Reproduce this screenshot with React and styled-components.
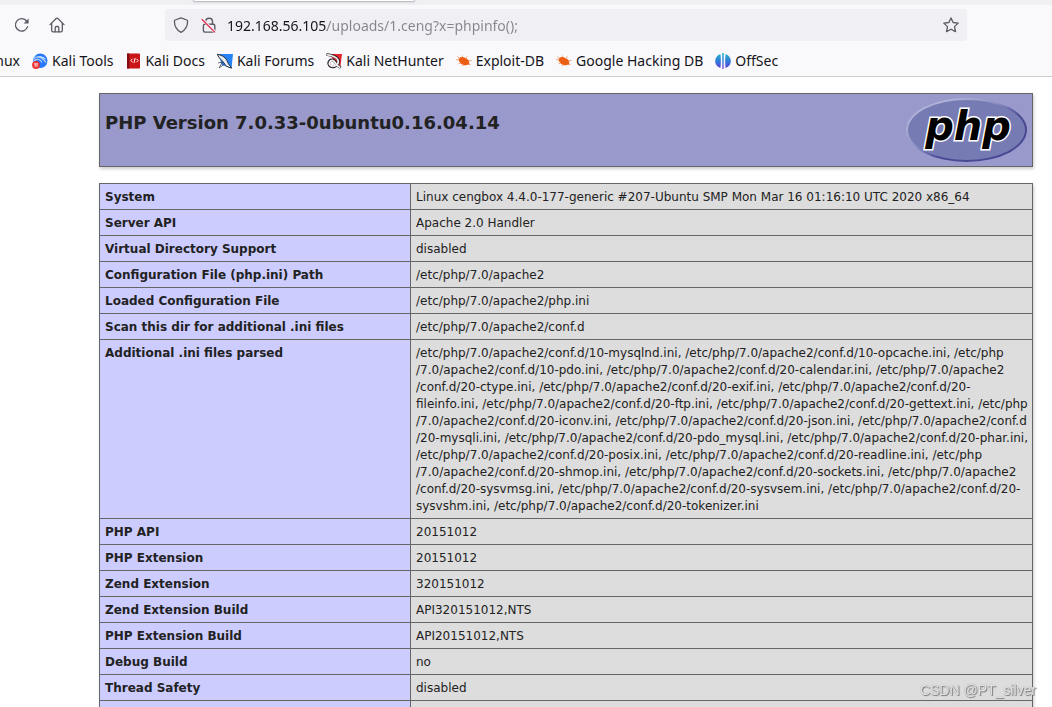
import React, { useState } from "react";
import styled, { createGlobalStyle } from "styled-components";

const GlobalStyle = createGlobalStyle`
  * {
    box-sizing: border-box;
  }

  body {
    margin: 0;
    background: #fff;
  }
`;

const Browser = styled.div`
  height: 100vh;
  overflow: hidden;
  display: flex;
  flex-direction: column;
  font-family: "Noto Sans", sans-serif;
  color: #15141a;
`;

const TabStrip = styled.div`
  flex: none;
  height: 5px;
  padding-left: 194px;
  background: #f0f0f4;
  overflow: hidden;
`;

const ActiveTab = styled.div`
  width: 220px;
  height: 1px;
  background: #fff;
  border-radius: 0 0 4px 4px;
  box-shadow: 0 0 2px 1px rgba(128, 128, 142, 0.6);
`;

const Toolbar = styled.div`
  flex: none;
  display: flex;
  align-items: center;
  height: 40px;
  padding: 0 85px 0 12px;
  background: #f9f9fb;
`;

const IconButton = styled.button`
  display: flex;
  flex: none;
  padding: 2px;
  border: 0;
  background: none;
  color: #5b5b66;

  svg {
    display: block;
  }
`;

const NavButtons = styled.div`
  display: flex;
  flex: none;
  gap: 15px;
  width: 153px;
`;

const UrlBar = styled.div`
  flex: 1;
  display: flex;
  align-items: center;
  gap: 8px;
  height: 32px;
  padding: 0 6px;
  background: #f0f0f4;
  border-radius: 4px;
`;

const UrlInput = styled.input`
  flex: 1;
  min-width: 0;
  height: 24px;
  padding: 0;
  border: 0;
  outline: 0;
  font-family: inherit;
  font-size: 14px;
  color: transparent;
  background: linear-gradient(90deg, #15141a 100px, #85858f 100px);
  -webkit-background-clip: text;
  background-clip: text;
`;

const Bookmarks = styled.nav`
  flex: none;
  display: flex;
  align-items: center;
  gap: 12px;
  height: 32px;
  background: #f9f9fb;
  border-bottom: 1px solid #ccc;
  overflow: hidden;
`;

const Bookmark = styled.a`
  display: flex;
  align-items: center;
  gap: 4px;
  font-size: 14px;
  line-height: 20px;
  white-space: nowrap;
  color: inherit;
  text-decoration: none;

  &:first-child {
    width: 20px;
    justify-content: flex-end;
  }

  svg {
    flex: none;
  }
`;

const Page = styled.main`
  flex: 1;
  min-height: 0;
  overflow: hidden;
  padding: 16px 19px 0 99px;
  font-family: "DejaVu Sans", sans-serif;
  color: #222;
`;

const Banner = styled.header`
  display: flex;
  justify-content: space-between;
  height: 74px;
  margin-bottom: 16px;
  padding: 4px 5px;
  background: #9999cc;
  border: 1px solid #666;
  box-shadow: 1px 2px 3px #ccc;
`;

const Title = styled.h1`
  margin: 14px 0 0;
  font-size: 18px;
  line-height: 21px;
`;

const InfoTable = styled.table`
  width: 100%;
  border-collapse: collapse;
  box-shadow: 1px 2px 3px #ccc;
  font-size: 12px;
  line-height: 17px;
`;

const Label = styled.th`
  width: 311px;
  height: 26px;
  padding: 5px 5px 3px;
  border: 1px solid #666;
  background: #ccccff;
  text-align: left;
  vertical-align: top;
`;

const Value = styled.td`
  padding: 5px 0 3px 5px;
  border: 1px solid #666;
  background: #ddd;
  vertical-align: top;
  white-space: pre;
`;

const Watermark = styled.div`
  position: fixed;
  right: 16px;
  bottom: 8px;
  font-family: "Liberation Sans", sans-serif;
  font-size: 14px;
  line-height: 18px;
  color: #e4e4e4;
  text-shadow: 1px 1px 1px #777, 0 0 1px #888;
`;

const ReloadIcon = () => (
  <svg width="16" height="16" viewBox="0 0 16 16" fill="none" stroke="currentColor" strokeWidth="1.3">
    <path d="M13.6 9.6A6.2 6.2 0 1 1 12.3 3.8L13.4 5" strokeLinecap="round" />
    <path d="M14.6 1.5v5h-5z" fill="currentColor" stroke="none" />
  </svg>
);

const HomeIcon = () => (
  <svg width="16" height="16" viewBox="0 0 16 16" fill="none" stroke="currentColor" strokeWidth="1.3" strokeLinejoin="round" strokeLinecap="round">
    <path d="M1 7.6 7.4 1.3q.6-.5 1.2 0L15 7.6" />
    <path d="M2.7 6.3v7.2q0 1.3 1.3 1.3h8q1.3 0 1.3-1.3V6.3" />
    <path d="M6.2 14.7v-4q0-1.2 1.2-1.2h1.2q1.2 0 1.2 1.2v4" />
  </svg>
);

const ShieldIcon = () => (
  <svg width="16" height="16" viewBox="0 0 16 16" fill="none" stroke="currentColor" strokeWidth="1.3" strokeLinejoin="round">
    <path d="M8 .9 13.9 3q.7.2.7 1C14.6 9 12.6 13 8 15.3 3.4 13 1.4 9 1.4 4q0-.8.7-1z" />
  </svg>
);

const InsecureIcon = () => (
  <svg width="16" height="16" viewBox="0 0 16 16" fill="none" stroke="currentColor" strokeWidth="1.4">
    <path d="M4.7 7V4.6a3.4 3.4 0 0 1 6.8 0V7" />
    <rect x="2.4" y="7.3" width="11.4" height="7.8" rx="1.5" />
    <path d="M.8 1.8 14.2 15.2" stroke="#f0f0f4" strokeWidth="3" />
    <path d="M.8 2.2 14 15.4" stroke="#e22850" strokeWidth="1.3" />
  </svg>
);

const StarIcon = () => (
  <svg width="16" height="16" viewBox="0 0 16 16" fill="none" stroke="currentColor" strokeWidth="1.3" strokeLinejoin="round">
    <path d="m8 .9 2.1 4.6 5.1.6-3.7 3.5 1 5L8 12.2l-4.5 2.4 1-5L.8 6.1l5.1-.6z" />
  </svg>
);

const ToolsIcon = () => (
  <svg width="16" height="16" viewBox="0 0 16 16">
    <circle cx="8.3" cy="7.8" r="7.2" fill="#2777ff" />
    <path d="M2 5.5C6 2.6 11 3 13.5 6.4M5.5 4.2c4.5-.6 6 2.4 8.6 5.4M1.5 8C5 5 9 6.5 10 9.5" fill="none" stroke="#bcd8ff" strokeWidth="1.1" />
    <circle cx="4" cy="12" r="3.9" fill="#e33" />
    <path d="M2 10.8h4M3.2 11v2.9M5 11v2.9" stroke="#fff" strokeWidth=".8" />
  </svg>
);

const DocsIcon = () => (
  <svg width="16" height="16" viewBox="-2 0 16 16">
    <rect y=".5" width="13" height="15" rx=".8" fill="#c91517" />
    <path d="M0 .5h2.2v15H0z" fill="#7d0d12" />
    <path d="M5.5 5.8 3.8 7.5l1.7 1.7M9.5 5.8l1.7 1.7-1.7 1.7M8.2 5 6.9 10" fill="none" stroke="#fff" />
  </svg>
);

const ForumsIcon = () => (
  <svg width="16" height="16" viewBox="0 0 16 16">
    <path d="M1 1h15L14.5 15.5 5 12z" fill="#2583f5" />
    <path d="M0 1.2C4 2 8 3.5 10 7.5c.8 2.5 2 4.5 4.8 7.5-4-.7-6.5-2-7.8-5C5.6 7.6 2.5 6 0 1.2z" fill="#e9edf2" stroke="#29303a" strokeWidth="1" />
    <path d="M1 10l4.5-1-3.5 6 5-3.5" fill="none" stroke="#29303a" strokeWidth=".7" />
  </svg>
);

const NetHunterIcon = () => (
  <svg width="16" height="16" viewBox="0 0 16 16">
    <path d="M3 1h13l-1.5 12L11 11z" fill="#e5242e" />
    <path d="M.5 1.4C6 2.2 13 4.5 12.6 9c-.4 4.2-6.6 6.2-9 3.5C1.6 10 3.4 6.5 6.5 7c2.3.4 3 2 5 5.5l3.2 2.2" fill="none" stroke="#252329" strokeWidth="2.8" />
    <path d="M1 1.6C6 2.4 12.6 4.8 12.3 9c-.4 3.7-6 5.4-8.2 3.2C2.4 10 4 7 6.5 7.4c2 .4 2.7 2 4.7 5.2l3 1.8" fill="none" stroke="#f3edef" strokeWidth="1.8" />
  </svg>
);

const BugIcon = () => (
  <svg width="16" height="16" viewBox="0 0 16 16">
    <path d="M3 5.2C5 3.3 8 4 10.4 5.6c2.2 1.2 3 2.6 2.7 4.6l1.4 1.9-2.2-.5C9.5 13.4 5.5 11.8 4 9.4 2.8 8 2.4 6.5 3 5.2z" fill="#ec5e13" />
    <path d="m3.5 5.5-2-2M3 7 .3 6.6M6 4.8l.5-2.3M9.8 5.5l1.5-2M12 8l3.6-.6M5 9.8l-2.4.9M7.5 11.5 6 13.2" stroke="#f08a50" strokeWidth=".8" />
  </svg>
);

const OffSecIcon = () => (
  <svg width="16" height="16" viewBox="0 0 16 16">
    <defs>
      <linearGradient id="offsec" x1="0" y1="0" x2="0" y2="1">
        <stop offset="0" stopColor="#1fb9c9" />
        <stop offset=".55" stopColor="#3476d8" />
        <stop offset="1" stopColor="#6331d8" />
      </linearGradient>
    </defs>
    <path d="M5.4.9q.9 7 0 14.2C-1.6 12.6-1.6 3.4 5.4.9zM10.6.9q-.9 7 0 14.2c7-2.5 7-11.7 0-14.2zM7.2 0h1.6l-.2 16H7.4z" fill="url(#offsec)" />
  </svg>
);

const PhpLogo = () => (
  <svg width="121" height="64" viewBox="0 0 121 64" role="img" aria-label="PHP logo">
    <defs>
      <linearGradient id="rim" x1="0" y1="0" x2="1" y2="1">
        <stop offset=".2" stopColor="#aeb2d8" />
        <stop offset=".42" stopColor="#8d91c4" />
        <stop offset=".6" stopColor="#484893" />
        <stop offset="1" stopColor="#484893" />
      </linearGradient>
    </defs>
    <ellipse cx="60.5" cy="32" rx="60.5" ry="32" fill="url(#rim)" />
    <ellipse cx="60.5" cy="32" rx="58.5" ry="30" fill="#777bb3" />
    <text
      x="62"
      y="42"
      textAnchor="middle"
      fontFamily="DejaVu Sans"
      fontSize="40"
      fontWeight="bold"
      fontStyle="italic"
      stroke="#fff"
      strokeWidth="3"
      paintOrder="stroke"
    >
      php
    </text>
  </svg>
);

const bookmarks = [
  { name: "nux" },
  { name: "Kali Tools", Icon: ToolsIcon },
  { name: "Kali Docs", Icon: DocsIcon },
  { name: "Kali Forums", Icon: ForumsIcon },
  { name: "Kali NetHunter", Icon: NetHunterIcon },
  { name: "Exploit-DB", Icon: BugIcon },
  { name: "Google Hacking DB", Icon: BugIcon },
  { name: "OffSec", Icon: OffSecIcon },
];

const iniFiles = `/etc/php/7.0/apache2/conf.d/10-mysqlnd.ini, /etc/php/7.0/apache2/conf.d/10-opcache.ini, /etc/php
/7.0/apache2/conf.d/10-pdo.ini, /etc/php/7.0/apache2/conf.d/20-calendar.ini, /etc/php/7.0/apache2
/conf.d/20-ctype.ini, /etc/php/7.0/apache2/conf.d/20-exif.ini, /etc/php/7.0/apache2/conf.d/20-
fileinfo.ini, /etc/php/7.0/apache2/conf.d/20-ftp.ini, /etc/php/7.0/apache2/conf.d/20-gettext.ini, /etc/php
/7.0/apache2/conf.d/20-iconv.ini, /etc/php/7.0/apache2/conf.d/20-json.ini, /etc/php/7.0/apache2/conf.d
/20-mysqli.ini, /etc/php/7.0/apache2/conf.d/20-pdo_mysql.ini, /etc/php/7.0/apache2/conf.d/20-phar.ini,
/etc/php/7.0/apache2/conf.d/20-posix.ini, /etc/php/7.0/apache2/conf.d/20-readline.ini, /etc/php
/7.0/apache2/conf.d/20-shmop.ini, /etc/php/7.0/apache2/conf.d/20-sockets.ini, /etc/php/7.0/apache2
/conf.d/20-sysvmsg.ini, /etc/php/7.0/apache2/conf.d/20-sysvsem.ini, /etc/php/7.0/apache2/conf.d/20-
sysvshm.ini, /etc/php/7.0/apache2/conf.d/20-tokenizer.ini`;

const rows = [
  ["System", "Linux cengbox 4.4.0-177-generic #207-Ubuntu SMP Mon Mar 16 01:16:10 UTC 2020 x86_64"],
  ["Server API", "Apache 2.0 Handler"],
  ["Virtual Directory Support", "disabled"],
  ["Configuration File (php.ini) Path", "/etc/php/7.0/apache2"],
  ["Loaded Configuration File", "/etc/php/7.0/apache2/php.ini"],
  ["Scan this dir for additional .ini files", "/etc/php/7.0/apache2/conf.d"],
  ["Additional .ini files parsed", iniFiles],
  ["PHP API", "20151012"],
  ["PHP Extension", "20151012"],
  ["Zend Extension", "320151012"],
  ["Zend Extension Build", "API320151012,NTS"],
  ["PHP Extension Build", "API20151012,NTS"],
  ["Debug Build", "no"],
  ["Thread Safety", "disabled"],
  ["", ""],
];

const App = () => {
  const [url, setUrl] = useState("192.168.56.105/uploads/1.ceng?x=phpinfo();");

  return (
    <Browser>
      <GlobalStyle />
      <TabStrip>
        <ActiveTab />
      </TabStrip>
      <Toolbar>
        <NavButtons>
          <IconButton aria-label="Reload">
            <ReloadIcon />
          </IconButton>
          <IconButton aria-label="Home">
            <HomeIcon />
          </IconButton>
        </NavButtons>
        <UrlBar>
          <IconButton aria-label="Tracking protection">
            <ShieldIcon />
          </IconButton>
          <IconButton aria-label="Connection is not secure">
            <InsecureIcon />
          </IconButton>
          <UrlInput
            aria-label="Address"
            spellCheck={false}
            value={url}
            onChange={e => setUrl(e.target.value)}
          />
          <IconButton aria-label="Bookmark this page">
            <StarIcon />
          </IconButton>
        </UrlBar>
      </Toolbar>
      <Bookmarks>
        {bookmarks.map(({ name, Icon }) => (
          <Bookmark key={name} href="#">
            {Icon && <Icon />}
            {name}
          </Bookmark>
        ))}
      </Bookmarks>
      <Page>
        <Banner>
          <Title>PHP Version 7.0.33-0ubuntu0.16.04.14</Title>
          <PhpLogo />
        </Banner>
        <InfoTable>
          <tbody>
            {rows.map(([label, value]) => (
              <tr key={label}>
                <Label scope="row">{label}</Label>
                <Value>{value}</Value>
              </tr>
            ))}
          </tbody>
        </InfoTable>
      </Page>
      <Watermark>CSDN @PT_silver</Watermark>
    </Browser>
  );
};

export default App;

● ● ● ●

AIM OF THE TASK: Locate each line containing the string "this" and show it.

SOLUTION TO THE EXERCISE:
Reproduce this screenshot with React and styled-components.
  ["Scan this dir for additional .ini files", "/etc/php/7.0/apache2/conf.d"],
          <IconButton aria-label="Bookmark this page">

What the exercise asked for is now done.